* START DATASET CONTENT *
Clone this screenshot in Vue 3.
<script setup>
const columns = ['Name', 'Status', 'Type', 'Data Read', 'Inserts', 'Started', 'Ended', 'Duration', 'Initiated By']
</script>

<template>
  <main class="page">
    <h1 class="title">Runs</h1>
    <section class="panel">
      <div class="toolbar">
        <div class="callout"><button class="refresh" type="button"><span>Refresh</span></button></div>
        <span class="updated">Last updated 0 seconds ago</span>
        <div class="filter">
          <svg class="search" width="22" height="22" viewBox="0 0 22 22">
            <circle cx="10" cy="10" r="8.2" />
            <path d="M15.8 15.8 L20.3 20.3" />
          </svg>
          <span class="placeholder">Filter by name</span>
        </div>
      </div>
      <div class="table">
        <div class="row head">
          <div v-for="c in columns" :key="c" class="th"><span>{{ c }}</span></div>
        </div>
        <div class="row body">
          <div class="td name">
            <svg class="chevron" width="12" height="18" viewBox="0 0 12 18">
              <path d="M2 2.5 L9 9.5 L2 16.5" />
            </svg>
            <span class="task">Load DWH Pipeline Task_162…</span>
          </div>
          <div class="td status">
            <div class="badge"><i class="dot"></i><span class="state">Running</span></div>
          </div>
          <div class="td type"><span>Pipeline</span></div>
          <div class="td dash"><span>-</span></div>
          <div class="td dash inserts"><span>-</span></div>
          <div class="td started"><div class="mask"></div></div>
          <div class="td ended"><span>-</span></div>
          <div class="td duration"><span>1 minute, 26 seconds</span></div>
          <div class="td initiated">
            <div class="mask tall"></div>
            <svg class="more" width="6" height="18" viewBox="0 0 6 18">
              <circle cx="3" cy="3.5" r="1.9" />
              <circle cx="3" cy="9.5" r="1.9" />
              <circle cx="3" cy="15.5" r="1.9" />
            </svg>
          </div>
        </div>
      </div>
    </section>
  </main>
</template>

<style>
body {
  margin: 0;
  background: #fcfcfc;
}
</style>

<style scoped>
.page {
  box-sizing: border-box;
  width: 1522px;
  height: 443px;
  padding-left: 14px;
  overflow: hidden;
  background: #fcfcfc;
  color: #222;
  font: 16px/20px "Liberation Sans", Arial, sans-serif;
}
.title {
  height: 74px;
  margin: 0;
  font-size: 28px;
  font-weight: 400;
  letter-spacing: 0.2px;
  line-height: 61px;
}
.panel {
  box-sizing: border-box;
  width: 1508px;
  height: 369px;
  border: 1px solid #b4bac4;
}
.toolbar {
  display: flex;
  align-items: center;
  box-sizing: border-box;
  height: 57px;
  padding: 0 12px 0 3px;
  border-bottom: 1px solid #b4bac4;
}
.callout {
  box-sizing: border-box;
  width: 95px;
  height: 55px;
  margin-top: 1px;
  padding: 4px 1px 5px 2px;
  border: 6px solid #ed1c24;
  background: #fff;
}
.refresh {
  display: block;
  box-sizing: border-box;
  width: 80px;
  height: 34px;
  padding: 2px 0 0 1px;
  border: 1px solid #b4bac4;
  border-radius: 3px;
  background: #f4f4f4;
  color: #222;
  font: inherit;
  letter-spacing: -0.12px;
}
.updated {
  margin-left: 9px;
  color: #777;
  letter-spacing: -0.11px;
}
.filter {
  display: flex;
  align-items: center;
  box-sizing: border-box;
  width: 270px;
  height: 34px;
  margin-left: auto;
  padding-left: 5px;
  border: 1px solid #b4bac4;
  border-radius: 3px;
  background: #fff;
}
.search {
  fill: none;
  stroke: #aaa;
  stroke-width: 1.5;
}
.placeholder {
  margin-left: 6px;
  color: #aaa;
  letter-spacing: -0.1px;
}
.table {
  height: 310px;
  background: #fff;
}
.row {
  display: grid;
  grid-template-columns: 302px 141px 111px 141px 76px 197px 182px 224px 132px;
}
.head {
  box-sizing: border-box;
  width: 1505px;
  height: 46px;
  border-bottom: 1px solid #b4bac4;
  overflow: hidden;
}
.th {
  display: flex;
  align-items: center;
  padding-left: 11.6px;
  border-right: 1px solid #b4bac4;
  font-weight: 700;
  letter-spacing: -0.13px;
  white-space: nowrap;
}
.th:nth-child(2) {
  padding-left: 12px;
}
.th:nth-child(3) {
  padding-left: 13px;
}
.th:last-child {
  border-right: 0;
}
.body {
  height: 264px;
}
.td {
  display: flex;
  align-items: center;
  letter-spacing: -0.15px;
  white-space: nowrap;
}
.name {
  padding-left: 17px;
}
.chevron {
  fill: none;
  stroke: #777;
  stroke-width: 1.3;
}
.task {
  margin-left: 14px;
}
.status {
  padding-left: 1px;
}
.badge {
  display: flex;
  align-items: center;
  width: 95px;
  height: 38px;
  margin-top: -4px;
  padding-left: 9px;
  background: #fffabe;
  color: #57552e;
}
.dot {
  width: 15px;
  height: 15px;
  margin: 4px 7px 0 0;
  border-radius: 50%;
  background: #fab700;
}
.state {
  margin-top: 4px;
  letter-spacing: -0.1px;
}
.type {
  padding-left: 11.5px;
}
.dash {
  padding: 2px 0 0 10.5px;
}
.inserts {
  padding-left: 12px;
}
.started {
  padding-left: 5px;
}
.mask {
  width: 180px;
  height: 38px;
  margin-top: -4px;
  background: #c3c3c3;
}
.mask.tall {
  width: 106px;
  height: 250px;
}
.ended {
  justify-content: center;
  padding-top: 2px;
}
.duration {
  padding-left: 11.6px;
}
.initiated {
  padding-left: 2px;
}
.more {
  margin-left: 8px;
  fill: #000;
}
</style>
* END DATASET CONTENT *
YOUR OBJECTIVE
Print back all the lines verbatim.

THE COMPLETED TASK
Clone this screenshot in Vue 3.
<script setup>
const columns = ['Name', 'Status', 'Type', 'Data Read', 'Inserts', 'Started', 'Ended', 'Duration', 'Initiated By']
</script>

<template>
  <main class="page">
    <h1 class="title">Runs</h1>
    <section class="panel">
      <div class="toolbar">
        <div class="callout"><button class="refresh" type="button"><span>Refresh</span></button></div>
        <span class="updated">Last updated 0 seconds ago</span>
        <div class="filter">
          <svg class="search" width="22" height="22" viewBox="0 0 22 22">
            <circle cx="10" cy="10" r="8.2" />
            <path d="M15.8 15.8 L20.3 20.3" />
          </svg>
          <span class="placeholder">Filter by name</span>
        </div>
      </div>
      <div class="table">
        <div class="row head">
          <div v-for="c in columns" :key="c" class="th"><span>{{ c }}</span></div>
        </div>
        <div class="row body">
          <div class="td name">
            <svg class="chevron" width="12" height="18" viewBox="0 0 12 18">
              <path d="M2 2.5 L9 9.5 L2 16.5" />
            </svg>
            <span class="task">Load DWH Pipeline Task_162…</span>
          </div>
          <div class="td status">
            <div class="badge"><i class="dot"></i><span class="state">Running</span></div>
          </div>
          <div class="td type"><span>Pipeline</span></div>
          <div class="td dash"><span>-</span></div>
          <div class="td dash inserts"><span>-</span></div>
          <div class="td started"><div class="mask"></div></div>
          <div class="td ended"><span>-</span></div>
          <div class="td duration"><span>1 minute, 26 seconds</span></div>
          <div class="td initiated">
            <div class="mask tall"></div>
            <svg class="more" width="6" height="18" viewBox="0 0 6 18">
              <circle cx="3" cy="3.5" r="1.9" />
              <circle cx="3" cy="9.5" r="1.9" />
              <circle cx="3" cy="15.5" r="1.9" />
            </svg>
          </div>
        </div>
      </div>
    </section>
  </main>
</template>

<style>
body {
  margin: 0;
  background: #fcfcfc;
}
</style>

<style scoped>
.page {
  box-sizing: border-box;
  width: 1522px;
  height: 443px;
  padding-left: 14px;
  overflow: hidden;
  background: #fcfcfc;
  color: #222;
  font: 16px/20px "Liberation Sans", Arial, sans-serif;
}
.title {
  height: 74px;
  margin: 0;
  font-size: 28px;
  font-weight: 400;
  letter-spacing: 0.2px;
  line-height: 61px;
}
.panel {
  box-sizing: border-box;
  width: 1508px;
  height: 369px;
  border: 1px solid #b4bac4;
}
.toolbar {
  display: flex;
  align-items: center;
  box-sizing: border-box;
  height: 57px;
  padding: 0 12px 0 3px;
  border-bottom: 1px solid #b4bac4;
}
.callout {
  box-sizing: border-box;
  width: 95px;
  height: 55px;
  margin-top: 1px;
  padding: 4px 1px 5px 2px;
  border: 6px solid #ed1c24;
  background: #fff;
}
.refresh {
  display: block;
  box-sizing: border-box;
  width: 80px;
  height: 34px;
  padding: 2px 0 0 1px;
  border: 1px solid #b4bac4;
  border-radius: 3px;
  background: #f4f4f4;
  color: #222;
  font: inherit;
  letter-spacing: -0.12px;
}
.updated {
  margin-left: 9px;
  color: #777;
  letter-spacing: -0.11px;
}
.filter {
  display: flex;
  align-items: center;
  box-sizing: border-box;
  width: 270px;
  height: 34px;
  margin-left: auto;
  padding-left: 5px;
  border: 1px solid #b4bac4;
  border-radius: 3px;
  background: #fff;
}
.search {
  fill: none;
  stroke: #aaa;
  stroke-width: 1.5;
}
.placeholder {
  margin-left: 6px;
  color: #aaa;
  letter-spacing: -0.1px;
}
.table {
  height: 310px;
  background: #fff;
}
.row {
  display: grid;
  grid-template-columns: 302px 141px 111px 141px 76px 197px 182px 224px 132px;
}
.head {
  box-sizing: border-box;
  width: 1505px;
  height: 46px;
  border-bottom: 1px solid #b4bac4;
  overflow: hidden;
}
.th {
  display: flex;
  align-items: center;
  padding-left: 11.6px;
  border-right: 1px solid #b4bac4;
  font-weight: 700;
  letter-spacing: -0.13px;
  white-space: nowrap;
}
.th:nth-child(2) {
  padding-left: 12px;
}
.th:nth-child(3) {
  padding-left: 13px;
}
.th:last-child {
  border-right: 0;
}
.body {
  height: 264px;
}
.td {
  display: flex;
  align-items: center;
  letter-spacing: -0.15px;
  white-space: nowrap;
}
.name {
  padding-left: 17px;
}
.chevron {
  fill: none;
  stroke: #777;
  stroke-width: 1.3;
}
.task {
  margin-left: 14px;
}
.status {
  padding-left: 1px;
}
.badge {
  display: flex;
  align-items: center;
  width: 95px;
  height: 38px;
  margin-top: -4px;
  padding-left: 9px;
  background: #fffabe;
  color: #57552e;
}
.dot {
  width: 15px;
  height: 15px;
  margin: 4px 7px 0 0;
  border-radius: 50%;
  background: #fab700;
}
.state {
  margin-top: 4px;
  letter-spacing: -0.1px;
}
.type {
  padding-left: 11.5px;
}
.dash {
  padding: 2px 0 0 10.5px;
}
.inserts {
  padding-left: 12px;
}
.started {
  padding-left: 5px;
}
.mask {
  width: 180px;
  height: 38px;
  margin-top: -4px;
  background: #c3c3c3;
}
.mask.tall {
  width: 106px;
  height: 250px;
}
.ended {
  justify-content: center;
  padding-top: 2px;
}
.duration {
  padding-left: 11.6px;
}
.initiated {
  padding-left: 2px;
}
.more {
  margin-left: 8px;
  fill: #000;
}
</style>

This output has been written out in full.